Le sujet sera en bonne place dans la pile de dossiers du futur ministre de la Santé. Fermetures de services la nuit et certains week-ends, « mur de la honte » à Brest, patients transférés vers d’autres établissements, décès suspects à Nantes… La situation des urgences des hôpitaux publics était toujours très dégradée cet été. Rendu public ce mardi matin, le rapport annuel du syndicat Samu-Urgences de France (SUdF) vient confirmer ce constat et l’étayer par des chiffres.
Chaque année, l’organisation dévoile son propre bilan des tensions aux urgences et dans les structures mobiles d’urgence et de réanimation (Smur) pendant l’été. L’an dernier, le système avait « donné l’illusion d’avoir tenu », mais « les conditions d’accueil et de soins sont profondément altérées ». La situation ne s’est pas vraiment améliorée — voire s’est dégradée — cette année, marqué par les Jeux olympiques puis paralympiques en région parisienne essentiellement.
Les médecins urgentistes de toute la France ont été incités à répondre par formulaire. 453 praticiens se sont pliés au jeu, représentant environ la moitié des services d’urgences du pays. Parmi les 331 établissements représentés dans l’enquête, 6 sur 10 déclarent avoir fermé au moins une ligne médicale (c’est-à-dire un guichet d’accueil, une unité d’hospitalisation de courte durée, etc.). Le plus souvent de façon « continue », sinon « fréquente » ou simplement « ponctuelle ». Cela fait 202 fermetures, contre 163 l’an dernier.
S’agissant des Smur (structures mobiles d’urgence et de réanimation), plus de la moitié ont fermé au moins une équipe ambulancière. 101 Smur n’ont qu’une seule ligne en temps normal et 10 % d’entre eux ont dû la fermer, « laissant le secteur sans aucune réponse pour répondre à l’urgence vitale de ces territoires », regrette le syndicat. « Un nombre important de structures d’urgences sont encore impactées par la fermeture de lignes Smur, avec pour corollaire un impact direct sur la capacité à prendre en charge sur tout point du territoire les urgences vitales », alerte encore Samu-Urgences de France.
Il ressort de ce constat que « la qualité d’accès aux soins continue de se dégrader, c’est de pire en pire », estime Jean-François Cibien, vice-président du syndicat. « L’enquête le montre à partir du ressenti de nos collègues et des données qui remontent. Citez-nous des services où tout s’est bien passé, à part la polyclinique des Jeux olympiques », tacle-t-il.

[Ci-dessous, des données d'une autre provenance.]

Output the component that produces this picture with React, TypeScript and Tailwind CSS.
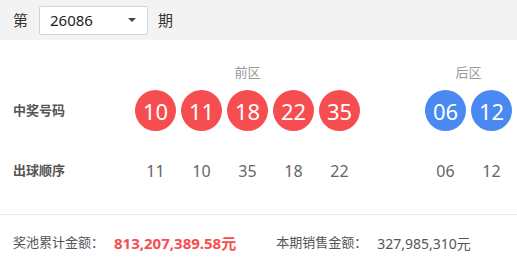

Mais les répondants ne sont-ils pas les plus à même de se plaindre ? Le vice-président du syndicat reconnaît une limite à un tel exercice, basé sur du déclaratif. « Pour que l’on supprime ce biais, jouons la transparence », exhorte le praticien, qui demande chaque année au ministère de la Santé de publier l’ensemble des indicateurs disponibles. « Les données que nous avons recueillies sont facilement contrôlables, ne serait-ce que par les nombreuses communications médiatiques faisant état des difficultés locales estivales », argue Samu-Urgences de France.
Ces résultats rejoignent ceux d’une autre enquête, menée cette fois par la Fédération hospitalière de France (FHF). Seuls 15 % des établissements de santé ont évoqué une amélioration de la situation des urgences cet été par rapport au précédent, d’après les résultats présentés à la conférence de presse de rentrée de l’organisation, mardi 3 septembre.
Pour faire face aux difficultés, à commencer par le manque de lits d’hospitalisation en aval et de personnel, les hôpitaux ont essentiellement eu recours aux heures supplémentaires (64 %) et à l’intérim (48 %). Les réponses à l’enquête de la FHF font état d’une « meilleure anticipation des situations critiques qui a permis de limiter les fermetures », selon Aurélien Sourdille, responsable adjoint du pôle offre de soins, finances, recherche et e-santé au sein de l’organisation.
Parmi les mesures qu’il préconise, le syndicat Samu-Urgences de France plaide notamment pour « mettre en place un ratio patients/soignés » et pour « généraliser progressivement la régulation médicale d’accès » aux structures d’urgences par les Samu et le service d’accès aux soins (SAS). Le gouvernement démissionnaire s’était fixé comme objectif que 100 % de la population soit couverte par un SAS, qui oriente les patients de la façon la plus adaptée : simple conseil médical, téléconsultation, rendez-vous en ville, service d’urgence, etc.
« L’hôpital est malade, il faut de toute urgence déclencher un vrai plan santé », exhorte Jean-François Cibien. Comme nous le disait l’an dernier Ferhat Meziani, chef du pôle urgences, Samu et médecine intensive et réanimation au CHU de Strasbourg (Bas-Rhin), « on parle de crise des urgences, mais c’est l’hôpital dans son ensemble qui est en crise ! ». Et « les urgences en sont la seule lumière allumée dans la nuit ».